Remarque would be horrified at the effort to dilute and translate his generic anti-war sentiment to fit a political statement of our times. It is the statement of lost generations, one that would sound instinctively true today to the thousands who were mutilated in experiments in the Middle East and Afghanistan, thrown to the pits by social-engineering elites. 

The Europe of Byron, Chopin, and Aivazovsky was a civilized place. During the first year of the war, soldiers from both sides played soccer on Christmas and exchanged cakes. British nurses treated German war wounded. German pastors gave last rites to the French dead. And then all hell broke loose. 

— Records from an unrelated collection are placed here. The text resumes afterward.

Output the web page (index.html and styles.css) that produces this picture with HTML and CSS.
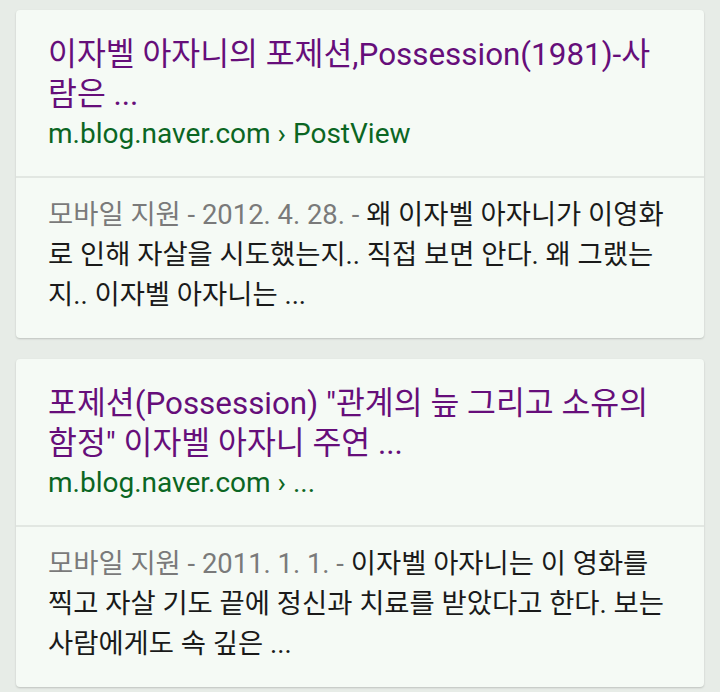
FILE: index.html
```html
<!DOCTYPE html>
<html lang="ko">
<head>
<meta charset="utf-8">
<link rel="stylesheet" href="styles.css">
</head>
<body>
<main class="results">
  <article class="card">
    <div class="card-head">
      <a class="title">이자벨 아자니의 포제션,Possession(1981)-사<br>람은 ...</a>
      <div class="url">m.blog.naver.com › PostView</div>
    </div>
    <div class="card-body">
      <p class="snippet"><span class="meta">모바일 지원 - 2012. 4. 28. - </span>왜 이자벨 아자니가 이영화<br>로 인해 자살을 시도했는지.. 직접 보면 안다. 왜 그랬는<br>지.. 이자벨 아자니는 ...</p>
    </div>
  </article>
  <article class="card">
    <div class="card-head">
      <a class="title">포제션(Possession) "관계의 늪 그리고 소유의<br>함정" 이자벨 아자니 주연 ...</a>
      <div class="url">m.blog.naver.com › ...</div>
    </div>
    <div class="card-body">
      <p class="snippet"><span class="meta">모바일 지원 - 2011. 1. 1. - </span>이자벨 아자니는 이 영화를<br>찍고 자살 기도 끝에 정신과 치료를 받았다고 한다. 보는<br>사람에게도 속 깊은 ...</p>
    </div>
  </article>
</main>
</body>
</html>
```

FILE: styles.css
```css
html, body {
  margin: 0;
  padding: 0;
  background: #e7ece7;
}
body {
  font-family: Roboto, "Noto Sans CJK KR", sans-serif;
  width: 720px;
  height: 692px;
  overflow: hidden;
}
.results {
  display: flex;
  flex-direction: column;
  gap: 21px;
  padding: 10px 16px 0;
}
.card {
  background: #f5faf5;
  border-radius: 4px;
  box-shadow: 0 1px 2px rgba(0, 0, 0, 0.18);
}
.card-head {
  padding: 25px 32px 23px;
  border-bottom: 2px solid #e2e7e2;
}
.title {
  display: block;
  color: #660e7a;
  font-size: 31.4px;
  line-height: 40px;
  white-space: nowrap;
  text-decoration: none;
}
.url {
  color: #0b6623;
  font-size: 28px;
  line-height: 38px;
  white-space: nowrap;
}
.card-body {
  padding: 17px 32px 23px;
}
.snippet {
  margin: 0;
  color: #1a1a1a;
  font-size: 27.4px;
  line-height: 40px;
  white-space: nowrap;
}
.meta {
  color: #7a7a7a;
}
```
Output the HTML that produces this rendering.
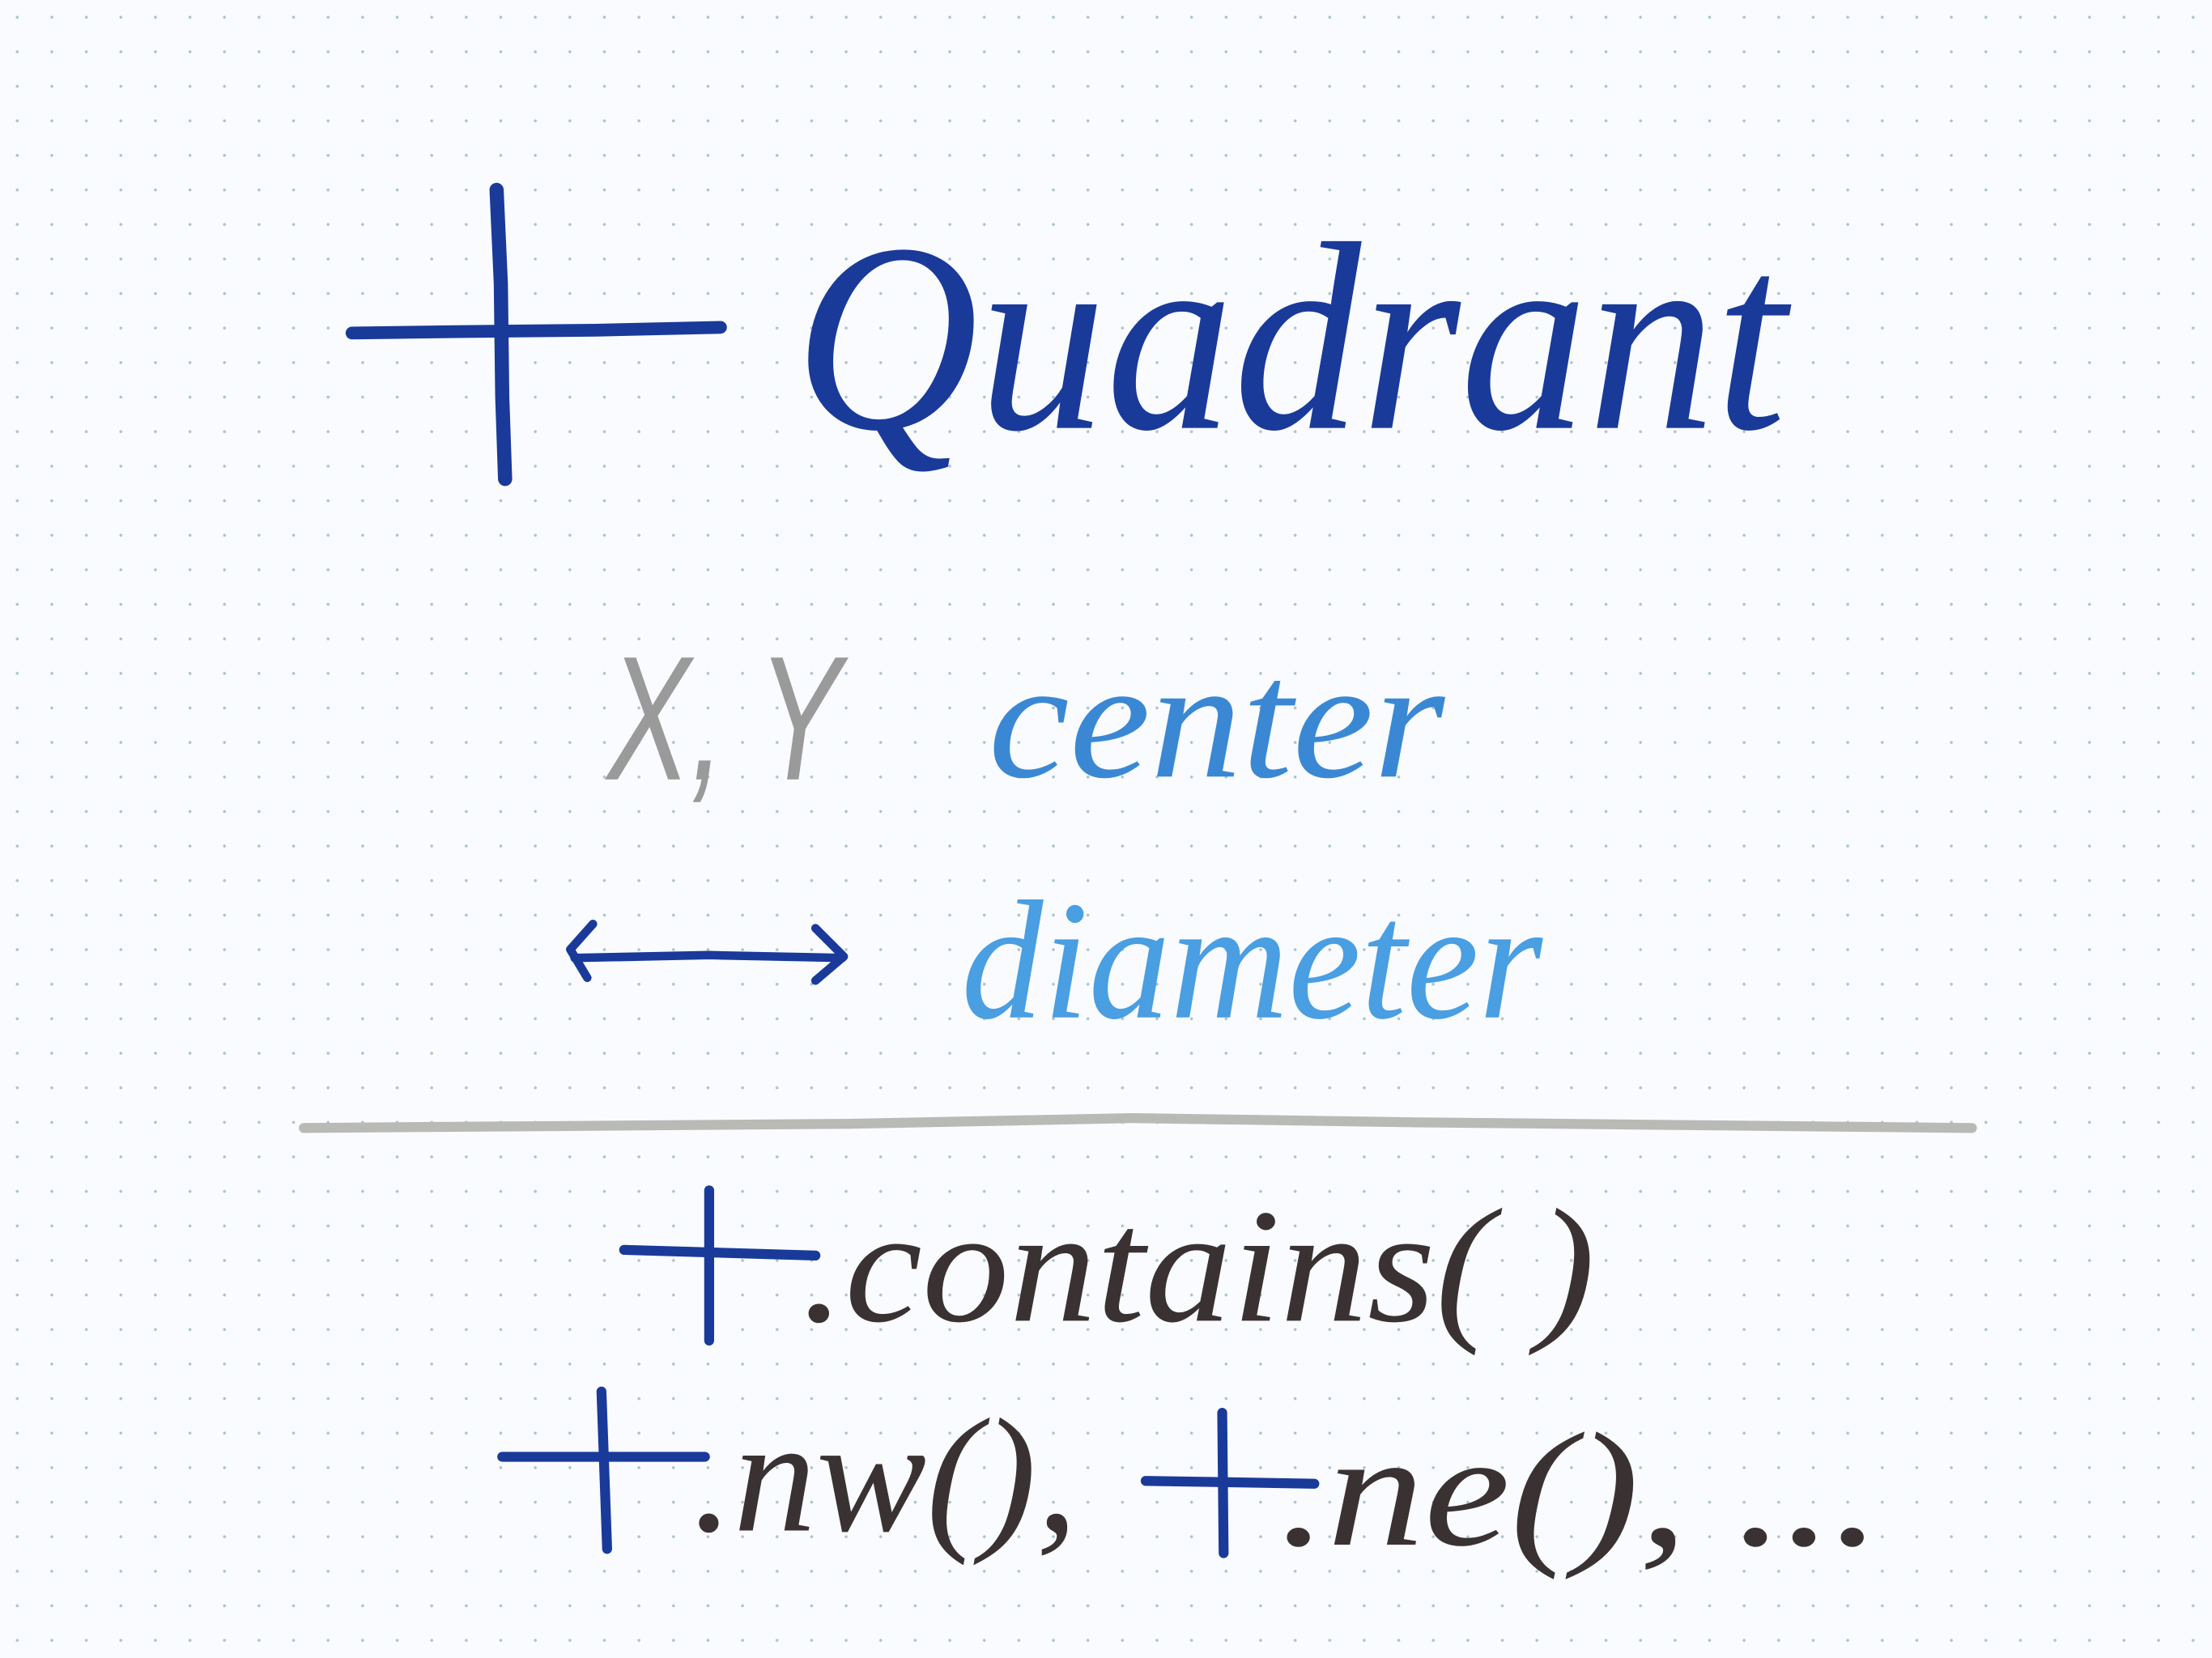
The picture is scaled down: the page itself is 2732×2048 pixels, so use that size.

A beautiful civilization, after decades of great power peace, in a fit of elite madness, public ennui, and Edwardian idealism, committed suicide in a fratricidal war that ended four different empires and killed 17 million of Euro-America’s best. A better way of life was lost forever to modernity’s horrors, the sheer terror of which are seen in Paul’s eyes when his infantry forward force encounters tanks for the first time, a terrifying hulk of fire-breathing steel impervious to swords, machine guns, and heroism. The result is 15 minutes screentime of utterly mindless butchery ending with French soldiers burning German wounded alive with flame throwers, as if in an act of mercy. The music score as Paul eats dinner after the incomprehensible savagery is augmented by a haunting, industrial-style triad slowly giving way to Bach’s “Ich ruf zu dir, Herr Jesu Christ.” 

As Remarque wrote in his book, the story is neither an accusation nor a confession. It is just an attempt to account for a generation destroyed by the conflict, “even those who survived the shelling.” Civilization is fragile, and no one wins a great power war.